Search code examples
python-3.xpypdf

Find Multiple Words from Multiple PDF Files with Python


I'm trying to write a Python Script which will load multiple PDF files and then search for specific words.

I have a script which will take 1 word and then try and find it in 1 PDF, which, like the word, is provided by myself. I was hoping to extend this script for multiple words and PDFs. I'm aware that the actual desired final script would require additional methods from the os module, however my knowledge of Python is a little sketchy at times.
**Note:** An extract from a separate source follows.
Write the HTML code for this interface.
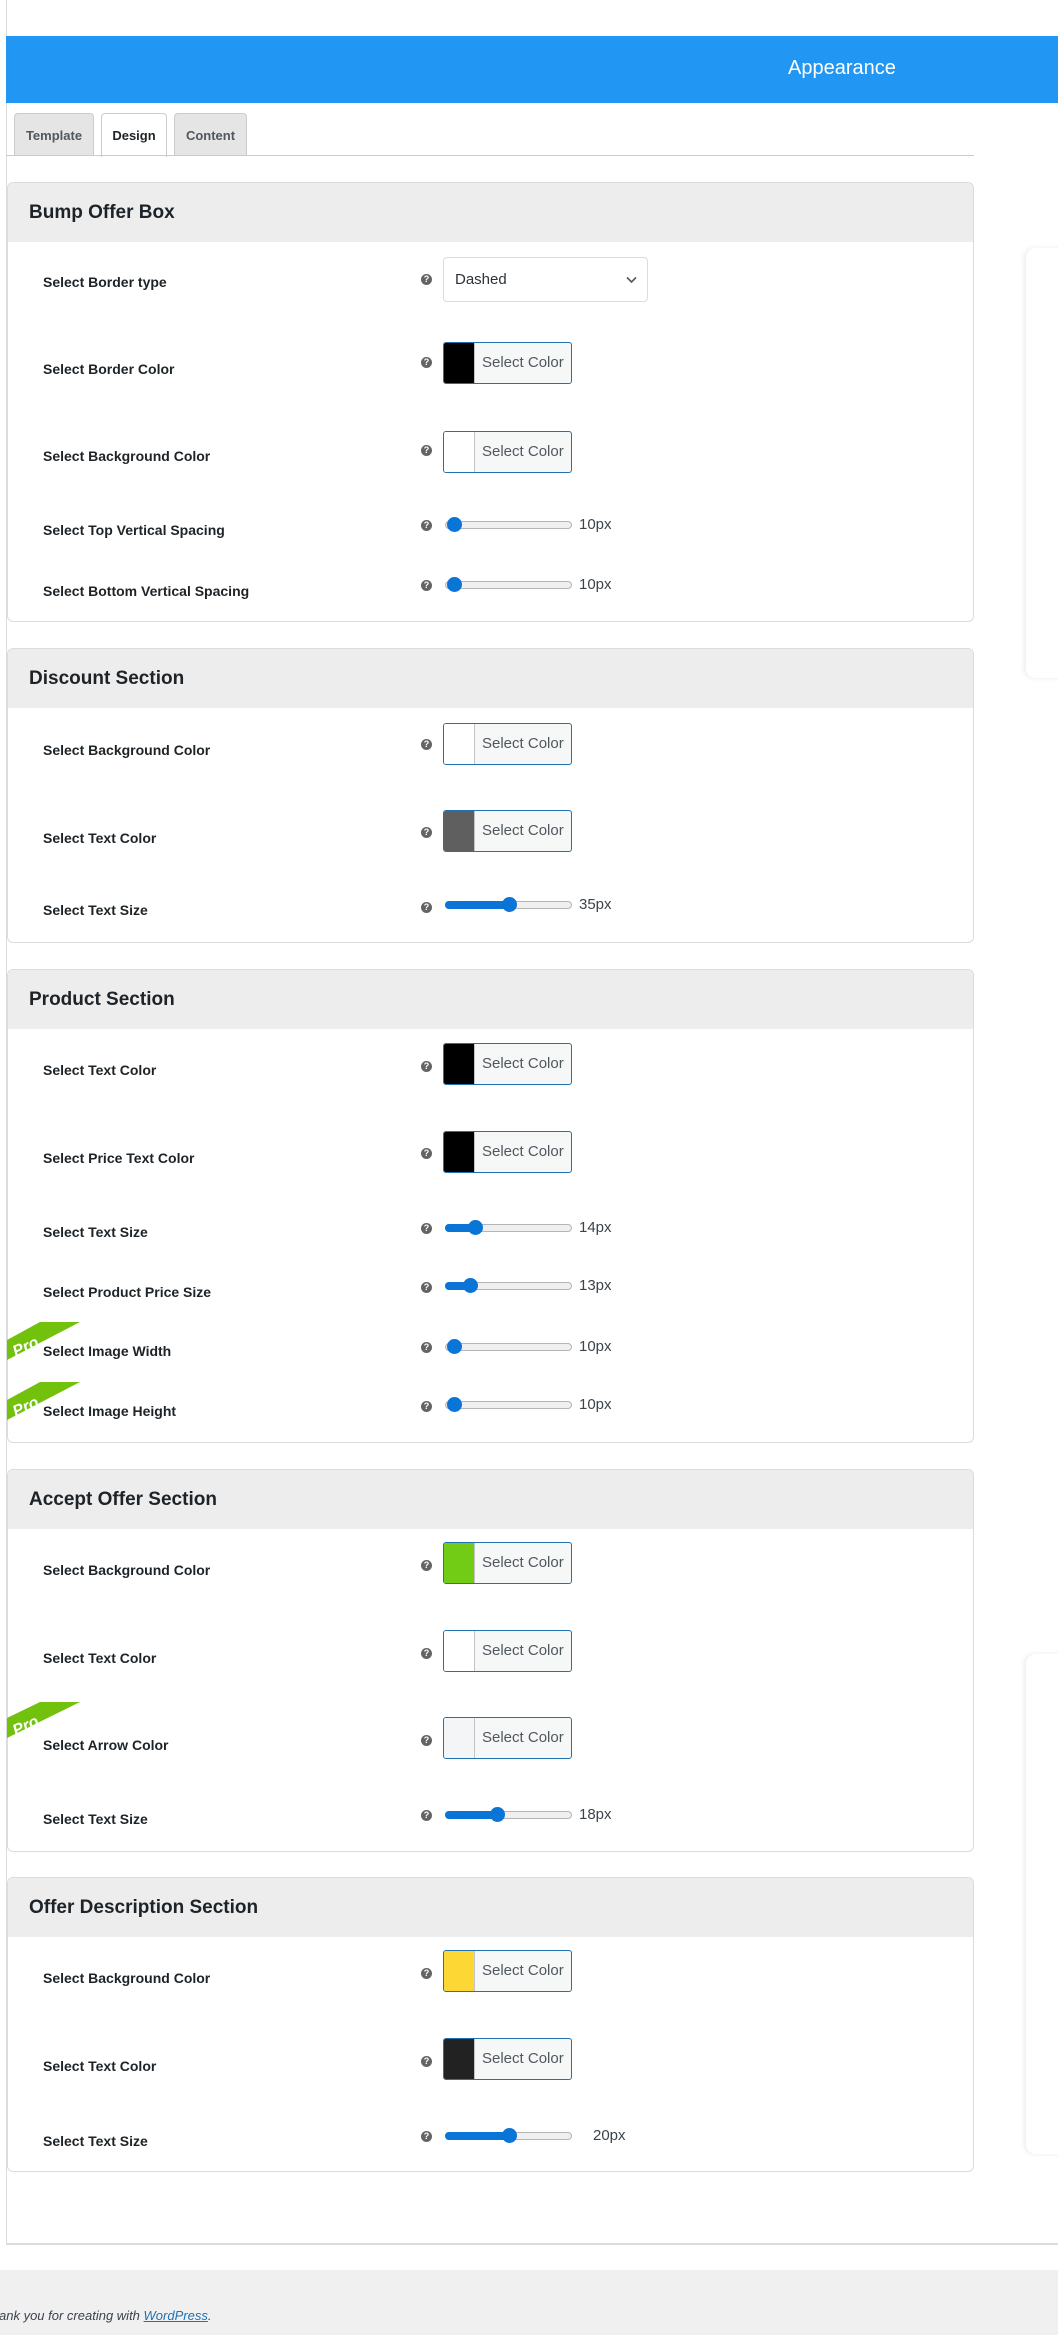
<!DOCTYPE html>
<html><head><meta charset="utf-8"><style>
*{box-sizing:border-box;margin:0;padding:0}
body{width:1058px;height:2335px;position:relative;background:#fff;font-family:"Liberation Sans",sans-serif;overflow:hidden;color:#1d2327}
.abs{position:absolute}
.bar{left:6px;top:36px;width:1052px;height:67px;background:#2196f3}
.bar span{position:absolute;left:782px;top:21px;color:#fff;font-size:20px}
.tab{position:absolute;top:113px;height:43px;background:#e5e5e5;border:1px solid #ccc;border-bottom:none;border-radius:4px 4px 0 0;font-size:13px;font-weight:bold;color:#50575e;text-align:center;line-height:44px}
.tab.on{background:#fff;color:#1d2327;height:44px}
.panel{position:absolute;left:7px;width:967px;border:1px solid #dcdcde;border-radius:6px;background:#fff;overflow:hidden}
.panel h2{height:59px;background:#ededed;font-size:19px;font-weight:bold;padding-left:21px;line-height:60px;color:#1d2327}
.lbl{position:absolute;left:43px;font-size:14px;font-weight:bold;color:#1d2327}
.help{position:absolute;left:421px;width:11px;height:11px;border-radius:50%;background:#646464;color:#fff;font-size:9px;font-weight:bold;text-align:center;line-height:11px}
.cb{position:absolute;left:443px;width:129px;height:42px;border:1px solid #2271b1;border-radius:3px;background:#f6f7f7;overflow:hidden}
.cb i{position:absolute;left:0;top:0;width:31px;height:100%;border-right:1px solid #c3c4c7}
.cb span{position:absolute;left:38px;top:11px;font-size:15px;color:#50575e}
.sl{position:absolute;left:445px;width:127px;height:8px;border:1px solid #b5b5b5;border-radius:4px;background:#efefef}
.sl b{position:absolute;left:-1px;top:-1px;height:8px;background:#0a75d6;border-radius:4px}
.sl u{position:absolute;top:-5px;width:15px;height:15px;border-radius:50%;background:#0a75d6;margin-left:-7px}
.val{position:absolute;font-size:15px;color:#3c434a}
.card{position:absolute;left:1026px;width:40px;background:#fff;border-radius:10px 0 0 10px;box-shadow:-2px 0 6px rgba(0,0,0,.08)}
</style></head><body>
<div class="abs" style="left:6px;top:0;width:1px;height:2245px;background:#dcdcde"></div>
<div class="abs bar"><span>Appearance</span></div>
<div class="tab" style="left:14px;width:80px">Template</div>
<div class="tab on" style="left:101px;width:66px">Design</div>
<div class="tab" style="left:174px;width:73px">Content</div>
<div class="abs" style="left:6px;top:155px;width:968px;height:1px;background:#ccc"></div>
<div class="abs" style="left:6px;top:2243px;width:1060px;height:2px;background:#dcdcde;border-radius:0 0 0 6px"></div>
<div class="card" style="top:248px;height:430px"></div>
<div class="card" style="top:1654px;height:500px"></div>

<div class="panel" style="top:182px;height:440px"><h2>Bump Offer Box</h2></div>
<div class="panel" style="top:648px;height:295px"><h2>Discount Section</h2></div>
<div class="panel" style="top:969px;height:474px"><h2>Product Section</h2></div>
<div class="panel" style="top:1469px;height:383px"><h2>Accept Offer Section</h2></div>
<div class="panel" style="top:1877px;height:295px"><h2>Offer Description Section</h2></div>

<!-- Bump -->
<div class="lbl" style="top:274px">Select Border type</div>
<div class="help" style="top:274px">?</div>
<div class="abs" style="left:443px;top:257px;width:205px;height:45px;border:1px solid #dcdcde;border-radius:4px;font-size:15px;color:#2c3338;padding:13px 0 0 11px">Dashed
<svg class="abs" style="right:10px;top:18px" width="11" height="8" viewBox="0 0 11 8"><path d="M1 1.5l4.5 4.5 4.5-4.5" stroke="#50575e" stroke-width="1.6" fill="none"/></svg></div>
<div class="lbl" style="top:361px">Select Border Color</div><div class="help" style="top:357px">?</div>
<div class="cb" style="top:342px"><i style="background:#000"></i><span>Select Color</span></div>
<div class="lbl" style="top:448px">Select Background Color</div><div class="help" style="top:445px">?</div>
<div class="cb" style="top:431px"><i style="background:#fff"></i><span>Select Color</span></div>
<div class="lbl" style="top:522px">Select Top Vertical Spacing</div><div class="help" style="top:520px">?</div>
<div class="sl" style="top:521px"><b style="width:0"></b><u style="left:8px"></u></div><div class="val" style="left:579px;top:516px">10px</div>
<div class="lbl" style="top:583px">Select Bottom Vertical Spacing</div><div class="help" style="top:580px">?</div>
<div class="sl" style="top:581px"><b style="width:0"></b><u style="left:8px"></u></div><div class="val" style="left:579px;top:576px">10px</div>

<!-- Discount -->
<div class="lbl" style="top:742px">Select Background Color</div><div class="help" style="top:739px">?</div>
<div class="cb" style="top:723px"><i style="background:#fff"></i><span>Select Color</span></div>
<div class="lbl" style="top:830px">Select Text Color</div><div class="help" style="top:827px">?</div>
<div class="cb" style="top:810px"><i style="background:#5f5f5f"></i><span>Select Color</span></div>
<div class="lbl" style="top:902px">Select Text Size</div><div class="help" style="top:902px">?</div>
<div class="sl" style="top:901px"><b style="width:64px"></b><u style="left:63px"></u></div><div class="val" style="left:579px;top:896px">35px</div>

<!-- Product -->
<div class="lbl" style="top:1062px">Select Text Color</div><div class="help" style="top:1061px">?</div>
<div class="cb" style="top:1043px"><i style="background:#000"></i><span>Select Color</span></div>
<div class="lbl" style="top:1150px">Select Price Text Color</div><div class="help" style="top:1148px">?</div>
<div class="cb" style="top:1131px"><i style="background:#000"></i><span>Select Color</span></div>
<div class="lbl" style="top:1224px">Select Text Size</div><div class="help" style="top:1223px">?</div>
<div class="sl" style="top:1224px"><b style="width:30px"></b><u style="left:29px"></u></div><div class="val" style="left:579px;top:1219px">14px</div>
<div class="lbl" style="top:1284px">Select Product Price Size</div><div class="help" style="top:1282px">?</div>
<div class="sl" style="top:1282px"><b style="width:25px"></b><u style="left:24px"></u></div><div class="val" style="left:579px;top:1277px">13px</div>
<div class="lbl" style="top:1343px">Select Image Width</div><div class="help" style="top:1342px">?</div>
<div class="sl" style="top:1343px"><b style="width:0"></b><u style="left:8px"></u></div><div class="val" style="left:579px;top:1338px">10px</div>
<div class="lbl" style="top:1403px">Select Image Height</div><div class="help" style="top:1401px">?</div>
<div class="sl" style="top:1401px"><b style="width:0"></b><u style="left:8px"></u></div><div class="val" style="left:579px;top:1396px">10px</div>

<!-- Accept -->
<div class="lbl" style="top:1562px">Select Background Color</div><div class="help" style="top:1560px">?</div>
<div class="cb" style="top:1542px"><i style="background:#72cc16"></i><span>Select Color</span></div>
<div class="lbl" style="top:1650px">Select Text Color</div><div class="help" style="top:1648px">?</div>
<div class="cb" style="top:1630px"><i style="background:#fff"></i><span>Select Color</span></div>
<div class="lbl" style="top:1737px">Select Arrow Color</div><div class="help" style="top:1735px">?</div>
<div class="cb" style="top:1717px"><i style="background:#f3f5f6"></i><span>Select Color</span></div>
<div class="lbl" style="top:1811px">Select Text Size</div><div class="help" style="top:1810px">?</div>
<div class="sl" style="top:1811px"><b style="width:52px"></b><u style="left:51px"></u></div><div class="val" style="left:579px;top:1806px">18px</div>

<!-- Offer desc -->
<div class="lbl" style="top:1970px">Select Background Color</div><div class="help" style="top:1968px">?</div>
<div class="cb" style="top:1950px"><i style="background:#fdd835"></i><span>Select Color</span></div>
<div class="lbl" style="top:2058px">Select Text Color</div><div class="help" style="top:2056px">?</div>
<div class="cb" style="top:2038px"><i style="background:#222"></i><span>Select Color</span></div>
<div class="lbl" style="top:2133px">Select Text Size</div><div class="help" style="top:2131px">?</div>
<div class="sl" style="top:2132px"><b style="width:64px"></b><u style="left:63px"></u></div><div class="val" style="left:593px;top:2127px">20px</div>

<!-- Pro badges -->
<svg class="abs" style="left:0;top:0" width="100" height="1800">
<g><polygon points="7,1340 40,1322 80,1322 7,1360" fill="#72c10c"/><text x="11" y="1354" fill="#fff" font-size="16" font-weight="bold" font-style="italic" font-family="Liberation Sans" transform="rotate(-25 20 1345)">Pro</text></g>
<g><polygon points="7,1400 40,1382 80,1382 7,1420" fill="#72c10c"/><text x="11" y="1414" fill="#fff" font-size="16" font-weight="bold" font-style="italic" font-family="Liberation Sans" transform="rotate(-25 20 1405)">Pro</text></g>
<g><polygon points="7,1718 40,1702 80,1702 7,1738" fill="#72c10c"/><text x="11" y="1733" fill="#fff" font-size="16" font-weight="bold" font-style="italic" font-family="Liberation Sans" transform="rotate(-25 20 1724)">Pro</text></g>
</svg>

<div class="abs" style="left:0;top:2270px;width:1058px;height:65px;background:#f0f0f1"></div>
<div class="abs" style="left:-1px;top:2308px;font-size:13px;font-style:italic;color:#3c434a">ank you for creating with <span style="color:#2271b1;text-decoration:underline">WordPress</span>.</div>
</body></html>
Despite what I thought was going to be a basic task, Google keeps failing me, and it seems like I'm asking too much of a specific question, hence why I'm here.

What I have so far:

import PyPDF2 as PDF #import pdf module 
import re

p = PDF.PdfFileReader("UserJoe.pdf")

# get number of pages
NumPages = p.getNumPages()

#define keyterms; David, Final, End, Score, Birthday, Hello Ben

kTerm = "David, Final, End, Score, Birthday, Hello Ben"

#extract text and do the search
for i in range(0, NumPages):
    PageObj = p.getPage(i)
    print("Looking through page " + str(i))
    Text = PageObj.extractText()
    Result = re.search(kTerm,Text)

    if Result:
         print(f"{kTerm} found")
    else:
         print("0")

So this script works but not really how I want it to. It will only search for "David" but not the whole string of terms, which is what I want. And to re-iterate the point, I want this to work for multiple PDF files, not just 1, in which I have to provide the file name

Any help greatly appreciated


Solution

  • Your search term is wrong. re.search(kTerm,Text) will interpret kTerm as a regular expression. You define kTerm as "David, Final, End, Score, Birthday, Hello Ben" which is looking for an exact occurrence of David, Final, End, Score, Birthday, Hello Ben. You can replace the ", " with the pipe symbol ("|") which is like an or. If you do

    kTerm = "David, Final, End, Score, Birthday, Hello Ben".replace(", ", "|")
    

    which is "David|Final|End|Score|Birthday|Hello Ben" you search for either "David" or "Final" or "End" or...